*Objective*:
Would you copy the records below, exactly and only from their first line through the line containing "string; value: string;", without any pictures?
>> BEGIN Provided entries
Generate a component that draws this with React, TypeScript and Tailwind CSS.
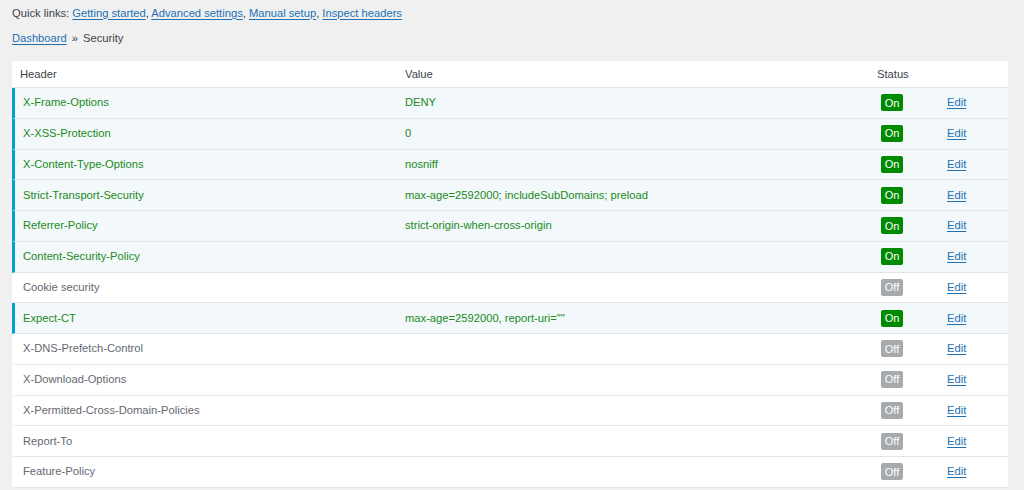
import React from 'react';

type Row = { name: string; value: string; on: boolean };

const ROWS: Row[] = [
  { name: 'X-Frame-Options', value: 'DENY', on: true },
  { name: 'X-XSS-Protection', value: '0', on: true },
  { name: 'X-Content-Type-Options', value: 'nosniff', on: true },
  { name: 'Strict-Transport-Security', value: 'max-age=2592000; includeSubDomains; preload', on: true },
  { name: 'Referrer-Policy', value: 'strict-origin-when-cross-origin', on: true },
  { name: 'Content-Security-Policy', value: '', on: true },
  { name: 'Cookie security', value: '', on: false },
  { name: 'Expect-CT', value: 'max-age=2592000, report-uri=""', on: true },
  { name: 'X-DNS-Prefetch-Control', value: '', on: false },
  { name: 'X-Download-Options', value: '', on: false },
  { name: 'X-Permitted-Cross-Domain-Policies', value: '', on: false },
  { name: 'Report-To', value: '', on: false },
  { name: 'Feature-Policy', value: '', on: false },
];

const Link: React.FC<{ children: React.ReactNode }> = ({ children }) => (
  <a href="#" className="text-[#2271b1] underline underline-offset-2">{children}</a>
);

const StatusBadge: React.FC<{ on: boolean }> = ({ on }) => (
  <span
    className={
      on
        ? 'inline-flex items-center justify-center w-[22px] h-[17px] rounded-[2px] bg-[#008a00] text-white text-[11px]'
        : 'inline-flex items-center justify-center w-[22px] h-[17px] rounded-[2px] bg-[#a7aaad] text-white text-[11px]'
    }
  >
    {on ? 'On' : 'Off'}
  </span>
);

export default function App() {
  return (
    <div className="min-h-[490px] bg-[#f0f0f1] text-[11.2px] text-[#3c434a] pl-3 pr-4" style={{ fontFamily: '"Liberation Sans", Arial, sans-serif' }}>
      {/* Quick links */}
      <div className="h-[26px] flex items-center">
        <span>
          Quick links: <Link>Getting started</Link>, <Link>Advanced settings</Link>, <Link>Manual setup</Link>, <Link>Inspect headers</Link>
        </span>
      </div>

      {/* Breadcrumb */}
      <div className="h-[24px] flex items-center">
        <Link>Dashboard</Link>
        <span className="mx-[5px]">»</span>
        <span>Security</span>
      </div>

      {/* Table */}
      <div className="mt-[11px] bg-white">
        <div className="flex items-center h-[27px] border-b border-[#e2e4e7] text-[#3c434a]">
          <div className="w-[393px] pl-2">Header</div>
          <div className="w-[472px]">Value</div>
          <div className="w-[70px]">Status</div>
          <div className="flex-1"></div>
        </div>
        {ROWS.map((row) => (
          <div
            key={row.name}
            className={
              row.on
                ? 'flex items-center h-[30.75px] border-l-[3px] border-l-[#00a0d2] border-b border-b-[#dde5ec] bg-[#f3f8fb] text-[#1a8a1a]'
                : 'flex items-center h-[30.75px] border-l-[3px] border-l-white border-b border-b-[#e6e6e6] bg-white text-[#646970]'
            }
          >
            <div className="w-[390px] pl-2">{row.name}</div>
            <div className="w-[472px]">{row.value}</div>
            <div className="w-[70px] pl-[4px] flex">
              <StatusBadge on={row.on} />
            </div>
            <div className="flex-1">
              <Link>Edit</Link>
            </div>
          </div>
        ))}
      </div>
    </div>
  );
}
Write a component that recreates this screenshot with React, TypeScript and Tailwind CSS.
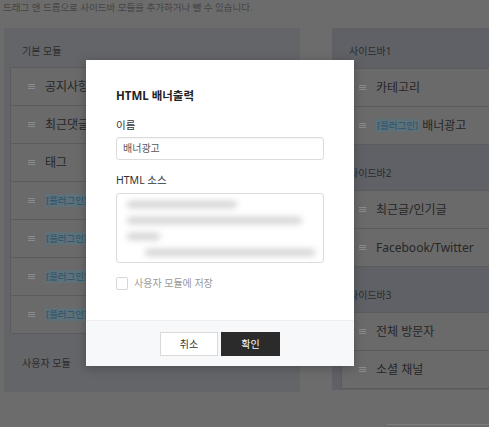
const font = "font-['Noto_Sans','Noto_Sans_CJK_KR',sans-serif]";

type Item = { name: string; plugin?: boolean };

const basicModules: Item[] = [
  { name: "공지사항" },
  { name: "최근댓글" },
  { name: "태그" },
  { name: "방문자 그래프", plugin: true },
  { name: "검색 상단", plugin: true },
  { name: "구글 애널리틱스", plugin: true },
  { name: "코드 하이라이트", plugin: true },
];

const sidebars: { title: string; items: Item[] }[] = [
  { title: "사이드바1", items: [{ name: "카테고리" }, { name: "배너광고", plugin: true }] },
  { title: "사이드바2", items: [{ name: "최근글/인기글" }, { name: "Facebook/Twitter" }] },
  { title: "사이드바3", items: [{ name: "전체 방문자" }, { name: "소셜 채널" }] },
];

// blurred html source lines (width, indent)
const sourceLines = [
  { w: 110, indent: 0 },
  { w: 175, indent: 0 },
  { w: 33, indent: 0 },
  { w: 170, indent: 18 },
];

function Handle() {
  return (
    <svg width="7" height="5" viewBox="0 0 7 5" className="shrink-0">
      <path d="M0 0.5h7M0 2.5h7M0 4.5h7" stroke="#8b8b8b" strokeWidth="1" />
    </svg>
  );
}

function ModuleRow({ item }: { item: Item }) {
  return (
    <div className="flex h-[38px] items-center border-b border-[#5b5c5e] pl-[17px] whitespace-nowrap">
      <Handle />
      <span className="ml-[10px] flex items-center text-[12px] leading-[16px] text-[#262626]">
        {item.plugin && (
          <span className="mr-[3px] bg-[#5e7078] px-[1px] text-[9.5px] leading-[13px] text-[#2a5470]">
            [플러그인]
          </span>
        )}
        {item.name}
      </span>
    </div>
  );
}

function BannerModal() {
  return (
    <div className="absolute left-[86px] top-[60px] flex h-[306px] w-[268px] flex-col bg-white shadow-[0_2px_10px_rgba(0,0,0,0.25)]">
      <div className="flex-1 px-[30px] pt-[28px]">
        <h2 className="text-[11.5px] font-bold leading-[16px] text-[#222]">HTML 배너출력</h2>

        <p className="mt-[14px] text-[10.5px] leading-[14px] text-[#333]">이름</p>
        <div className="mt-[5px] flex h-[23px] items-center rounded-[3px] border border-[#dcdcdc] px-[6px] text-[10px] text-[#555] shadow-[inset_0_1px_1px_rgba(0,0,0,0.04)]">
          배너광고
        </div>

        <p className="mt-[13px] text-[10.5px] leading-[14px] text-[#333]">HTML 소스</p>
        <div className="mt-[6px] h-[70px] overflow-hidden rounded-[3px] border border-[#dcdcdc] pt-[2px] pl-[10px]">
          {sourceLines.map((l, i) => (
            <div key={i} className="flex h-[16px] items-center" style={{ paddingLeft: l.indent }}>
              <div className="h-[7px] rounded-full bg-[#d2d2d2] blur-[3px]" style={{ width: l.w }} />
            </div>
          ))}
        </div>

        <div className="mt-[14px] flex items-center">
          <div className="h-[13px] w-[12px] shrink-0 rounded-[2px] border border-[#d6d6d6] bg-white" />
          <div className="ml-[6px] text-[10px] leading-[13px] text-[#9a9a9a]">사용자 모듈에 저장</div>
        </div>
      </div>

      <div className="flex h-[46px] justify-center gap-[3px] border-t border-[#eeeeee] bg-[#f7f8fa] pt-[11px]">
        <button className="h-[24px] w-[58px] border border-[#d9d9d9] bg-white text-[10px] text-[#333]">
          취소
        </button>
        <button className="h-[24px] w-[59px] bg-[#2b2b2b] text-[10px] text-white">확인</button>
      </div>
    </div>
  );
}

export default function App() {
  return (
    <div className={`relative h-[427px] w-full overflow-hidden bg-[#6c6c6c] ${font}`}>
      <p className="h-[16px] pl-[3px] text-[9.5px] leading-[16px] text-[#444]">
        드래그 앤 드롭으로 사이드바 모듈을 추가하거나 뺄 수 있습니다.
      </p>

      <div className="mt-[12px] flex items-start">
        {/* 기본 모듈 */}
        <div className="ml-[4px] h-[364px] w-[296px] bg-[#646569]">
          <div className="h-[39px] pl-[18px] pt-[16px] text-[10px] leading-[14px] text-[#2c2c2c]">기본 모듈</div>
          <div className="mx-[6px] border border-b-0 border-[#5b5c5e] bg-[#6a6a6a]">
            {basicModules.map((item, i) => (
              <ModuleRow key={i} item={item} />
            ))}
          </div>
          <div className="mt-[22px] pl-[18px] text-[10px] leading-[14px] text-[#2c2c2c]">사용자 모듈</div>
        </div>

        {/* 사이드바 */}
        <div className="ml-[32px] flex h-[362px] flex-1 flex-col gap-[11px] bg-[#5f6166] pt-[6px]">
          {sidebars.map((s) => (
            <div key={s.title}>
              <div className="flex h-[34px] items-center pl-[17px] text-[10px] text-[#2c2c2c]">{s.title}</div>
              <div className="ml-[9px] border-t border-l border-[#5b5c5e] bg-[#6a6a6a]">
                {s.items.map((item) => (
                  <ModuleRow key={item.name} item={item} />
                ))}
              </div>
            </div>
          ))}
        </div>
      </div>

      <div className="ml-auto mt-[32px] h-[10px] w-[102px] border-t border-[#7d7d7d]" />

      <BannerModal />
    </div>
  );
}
>> END Provided entries
*Full answer*:
Generate a component that draws this with React, TypeScript and Tailwind CSS.
import React from 'react';

type Row = { name: string; value: string; on: boolean };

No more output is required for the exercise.